GIVEN INFORMATION:
☆ ☆ ☆
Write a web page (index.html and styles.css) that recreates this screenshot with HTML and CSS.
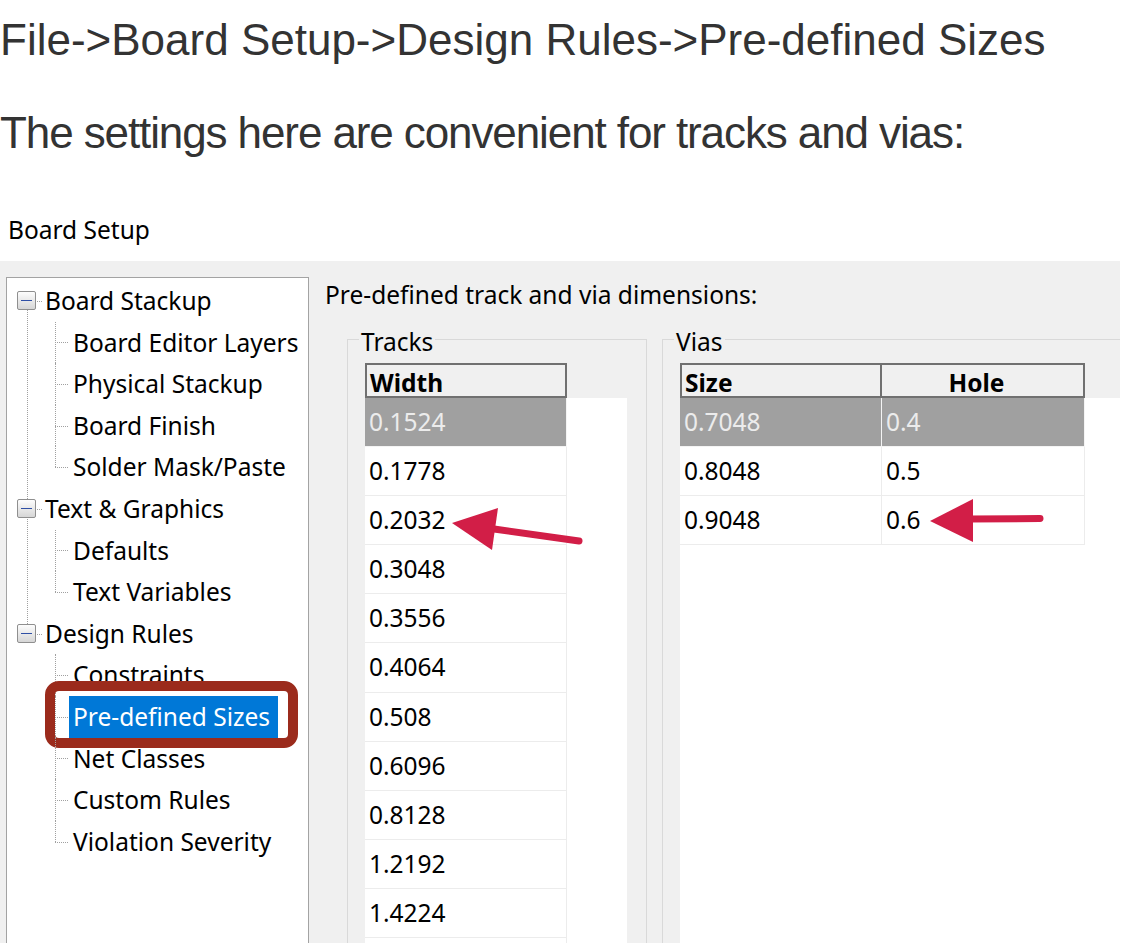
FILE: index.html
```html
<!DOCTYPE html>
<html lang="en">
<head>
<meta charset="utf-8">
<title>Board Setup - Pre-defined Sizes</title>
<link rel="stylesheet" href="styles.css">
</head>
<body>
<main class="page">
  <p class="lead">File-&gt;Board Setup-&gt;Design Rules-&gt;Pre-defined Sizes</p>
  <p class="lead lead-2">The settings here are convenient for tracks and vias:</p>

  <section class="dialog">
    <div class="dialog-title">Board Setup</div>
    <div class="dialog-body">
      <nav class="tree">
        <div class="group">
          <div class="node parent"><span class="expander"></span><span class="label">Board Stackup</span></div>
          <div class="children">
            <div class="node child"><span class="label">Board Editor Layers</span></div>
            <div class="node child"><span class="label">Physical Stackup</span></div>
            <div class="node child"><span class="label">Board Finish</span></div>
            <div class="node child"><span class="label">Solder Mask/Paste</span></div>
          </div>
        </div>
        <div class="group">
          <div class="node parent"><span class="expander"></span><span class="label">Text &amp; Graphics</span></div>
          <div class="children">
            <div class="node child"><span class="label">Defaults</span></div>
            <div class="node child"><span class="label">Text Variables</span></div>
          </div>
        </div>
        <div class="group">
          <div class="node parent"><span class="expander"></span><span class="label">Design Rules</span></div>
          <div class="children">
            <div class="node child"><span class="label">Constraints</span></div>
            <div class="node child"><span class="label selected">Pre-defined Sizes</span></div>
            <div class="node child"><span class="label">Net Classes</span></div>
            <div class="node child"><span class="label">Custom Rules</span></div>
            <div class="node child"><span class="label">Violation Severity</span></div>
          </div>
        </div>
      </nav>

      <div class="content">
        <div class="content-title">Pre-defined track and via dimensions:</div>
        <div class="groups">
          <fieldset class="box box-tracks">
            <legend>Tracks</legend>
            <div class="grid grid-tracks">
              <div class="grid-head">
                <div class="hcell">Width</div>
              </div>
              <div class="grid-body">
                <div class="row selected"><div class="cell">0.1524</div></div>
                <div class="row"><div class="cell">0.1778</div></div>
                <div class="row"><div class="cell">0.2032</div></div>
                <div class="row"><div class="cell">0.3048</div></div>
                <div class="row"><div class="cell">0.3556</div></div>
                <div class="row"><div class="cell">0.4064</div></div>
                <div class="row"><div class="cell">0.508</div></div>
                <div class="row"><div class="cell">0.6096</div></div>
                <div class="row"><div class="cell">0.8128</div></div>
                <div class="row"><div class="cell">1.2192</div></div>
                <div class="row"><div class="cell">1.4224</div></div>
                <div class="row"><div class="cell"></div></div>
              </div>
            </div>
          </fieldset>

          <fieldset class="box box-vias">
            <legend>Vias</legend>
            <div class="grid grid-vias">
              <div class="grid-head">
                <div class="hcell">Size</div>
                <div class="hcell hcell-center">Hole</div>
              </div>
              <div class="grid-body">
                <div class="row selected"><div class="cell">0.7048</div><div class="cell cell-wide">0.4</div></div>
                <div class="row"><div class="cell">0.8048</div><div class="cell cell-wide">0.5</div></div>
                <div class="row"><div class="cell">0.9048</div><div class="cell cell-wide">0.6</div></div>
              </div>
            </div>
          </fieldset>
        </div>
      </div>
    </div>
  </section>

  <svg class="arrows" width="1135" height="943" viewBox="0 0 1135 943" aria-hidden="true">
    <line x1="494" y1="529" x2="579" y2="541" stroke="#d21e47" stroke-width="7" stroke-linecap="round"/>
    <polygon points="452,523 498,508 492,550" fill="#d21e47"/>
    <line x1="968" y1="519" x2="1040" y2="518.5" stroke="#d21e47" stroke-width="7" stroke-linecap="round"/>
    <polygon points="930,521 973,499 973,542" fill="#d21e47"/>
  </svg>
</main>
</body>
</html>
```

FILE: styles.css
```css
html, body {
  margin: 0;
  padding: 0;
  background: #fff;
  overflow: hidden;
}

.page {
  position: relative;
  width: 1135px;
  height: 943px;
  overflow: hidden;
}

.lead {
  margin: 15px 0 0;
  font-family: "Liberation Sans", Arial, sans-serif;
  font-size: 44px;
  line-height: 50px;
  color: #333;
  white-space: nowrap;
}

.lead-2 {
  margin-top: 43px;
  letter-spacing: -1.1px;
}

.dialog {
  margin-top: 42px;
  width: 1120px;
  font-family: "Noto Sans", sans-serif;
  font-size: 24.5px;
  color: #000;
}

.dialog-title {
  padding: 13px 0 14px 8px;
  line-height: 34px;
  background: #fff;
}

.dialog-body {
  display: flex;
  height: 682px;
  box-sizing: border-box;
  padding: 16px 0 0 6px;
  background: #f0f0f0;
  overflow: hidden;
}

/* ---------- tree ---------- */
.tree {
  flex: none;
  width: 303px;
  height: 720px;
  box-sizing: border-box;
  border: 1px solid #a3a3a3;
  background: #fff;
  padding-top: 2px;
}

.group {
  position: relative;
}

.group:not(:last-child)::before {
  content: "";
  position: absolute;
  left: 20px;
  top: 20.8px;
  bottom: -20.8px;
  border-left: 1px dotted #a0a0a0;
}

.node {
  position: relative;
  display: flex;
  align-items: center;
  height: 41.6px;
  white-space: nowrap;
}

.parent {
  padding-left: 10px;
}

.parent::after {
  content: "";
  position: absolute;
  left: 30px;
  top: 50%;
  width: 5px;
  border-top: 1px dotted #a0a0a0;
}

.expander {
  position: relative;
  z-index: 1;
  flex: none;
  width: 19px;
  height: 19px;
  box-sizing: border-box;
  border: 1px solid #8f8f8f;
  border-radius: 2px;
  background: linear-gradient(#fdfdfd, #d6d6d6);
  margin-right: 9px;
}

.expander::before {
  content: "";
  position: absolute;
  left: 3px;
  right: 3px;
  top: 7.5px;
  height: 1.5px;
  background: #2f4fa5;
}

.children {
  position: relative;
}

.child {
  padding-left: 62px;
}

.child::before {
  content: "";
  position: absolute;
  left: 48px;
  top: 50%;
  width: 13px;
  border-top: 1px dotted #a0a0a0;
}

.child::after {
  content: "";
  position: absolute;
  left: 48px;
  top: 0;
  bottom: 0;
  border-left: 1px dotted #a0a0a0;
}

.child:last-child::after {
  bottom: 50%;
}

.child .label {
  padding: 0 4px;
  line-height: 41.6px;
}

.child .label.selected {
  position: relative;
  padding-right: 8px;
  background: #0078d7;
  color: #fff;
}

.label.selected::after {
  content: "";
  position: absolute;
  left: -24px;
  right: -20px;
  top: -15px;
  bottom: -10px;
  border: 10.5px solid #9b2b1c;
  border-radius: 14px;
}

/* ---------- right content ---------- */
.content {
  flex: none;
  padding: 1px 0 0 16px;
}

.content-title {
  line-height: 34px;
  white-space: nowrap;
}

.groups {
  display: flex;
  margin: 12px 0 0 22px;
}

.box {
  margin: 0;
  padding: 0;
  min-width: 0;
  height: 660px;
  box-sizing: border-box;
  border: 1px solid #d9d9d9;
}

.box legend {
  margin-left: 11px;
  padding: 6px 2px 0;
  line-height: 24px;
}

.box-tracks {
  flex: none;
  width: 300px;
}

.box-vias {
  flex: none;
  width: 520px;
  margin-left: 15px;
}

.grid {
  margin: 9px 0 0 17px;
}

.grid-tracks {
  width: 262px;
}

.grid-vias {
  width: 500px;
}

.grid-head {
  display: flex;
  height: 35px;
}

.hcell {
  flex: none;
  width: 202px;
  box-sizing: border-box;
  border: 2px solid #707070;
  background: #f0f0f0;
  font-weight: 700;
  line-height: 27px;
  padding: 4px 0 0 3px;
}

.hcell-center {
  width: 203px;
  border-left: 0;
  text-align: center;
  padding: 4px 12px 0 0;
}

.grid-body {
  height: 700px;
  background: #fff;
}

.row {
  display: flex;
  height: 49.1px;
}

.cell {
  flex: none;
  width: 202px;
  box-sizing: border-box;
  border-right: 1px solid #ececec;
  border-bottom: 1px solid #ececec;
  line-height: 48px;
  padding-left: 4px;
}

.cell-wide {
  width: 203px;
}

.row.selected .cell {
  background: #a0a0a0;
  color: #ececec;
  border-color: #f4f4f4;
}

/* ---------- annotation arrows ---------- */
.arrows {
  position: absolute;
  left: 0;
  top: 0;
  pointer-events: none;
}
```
☆ ☆ ☆
How many of the lines above include the word "index"? Respond with the number alone.

FULL OUTPUT: 3